Star loses count of all his films
When you've had a film career spanning more than three decades and about 360 movies, you could be excused for losing track of exactly how many titles you've appeared in.
"I've still not counted all my films," admitted the Malayalam movie legend Mammootty speaking at the Emirates Palace as a guest of the Abu Dhabi Film Festival yesterday.
The actor was one of the stars of the red carpet opening on Thursday night, arriving for the gala screening of Arbitrage.
"In my early stages I was doing more films because our industry didn't have many actors. They all needed me and I wanted to cooperate, so would take small roles, big roles, all the roles I was offered," he said. "Back then I was doing 25-30 films a year, but now at present I just do four or five films."
Four or five films a year is still far more than most Hollywood actors, especially those working in their 60s. (Fellow actor Richard Gere, al so in his 60s, with whom he shared the red carpet, only manages a relatively paltry one a year.)
And it's an achievement that has helped Mammootty pick up a sizeable number of accolades along the way, including three Best Actor awards at the National Film Awards (an achievement equalled only by Amitabh Bachchan and Kamal Hassan), seven Kerala State Film Awards and 11 Filmfare Awards. He is also behind just Prem Nazir in his number of lead roles.
Despite this extensive backlog on and off-screen, this is Mammootty's first Abu Dhabi Film Festival.
"I'd like to thank the organisers for inviting me. In India, we are the largest filmmakers in the world, regularly making films in 14 languages. I represent only one part of it. I think [this invitation] is an appreciation of my work."
But it's not his first time to the UAE. In fact, he's been several times, often shooting films. In 2001, he starred in a film called Dubai that was almost entirely shot in the emirate. Unfortunately, it wasn't a box office success. Last year he was in Sharjah to pick up an award at the Asia Vision Movie Awards, which recognises the best in Kerala's Malayalam films.
"I regularly come and go in the UAE. Nearly 35 per cent of the Indian community here is from Kerala, we feel it's a home away from home," he says.
Another draw bringing Mammootty to the UAE is GITEX, Dubai's annual technology trade fair, of which he is a regular attendee. "I come to see what's happening in the technology world," he said. "But unfortunately, I can't make it this year."

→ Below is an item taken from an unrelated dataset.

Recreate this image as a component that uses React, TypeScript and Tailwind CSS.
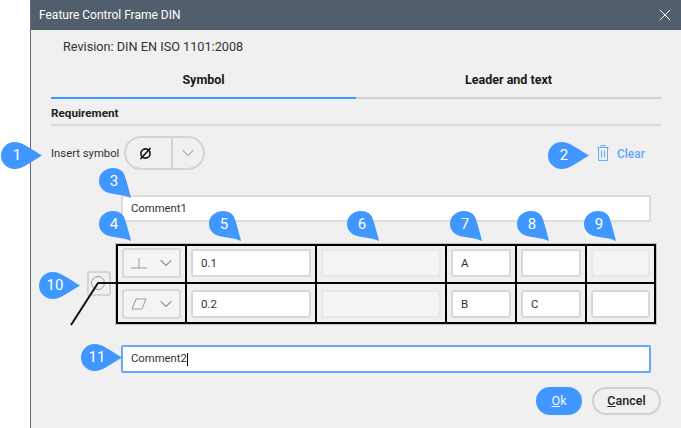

Although the South Indian Film Industry is bigger than Bollywood in terms of output and its films are more respected on film festival circuits, it hasn't yet garnered the same international appeal as its Hindi neighbour. There are, however, signs that it is growing and earlier last year Dubai hosted the first South Indian International Movie Awards, with an aim to expanding its global reach.
But in the UAE, Mammootty said the large Keralan population meant there was a big demand for Malayalam films - not just for Keralans.
"Even the Emirati nationals watch our films. Their workers and maids are mostly from Kerala, so they're forced to see our films, the house will be forced to watch them. The United Arab Emirates is an extension of Kerala."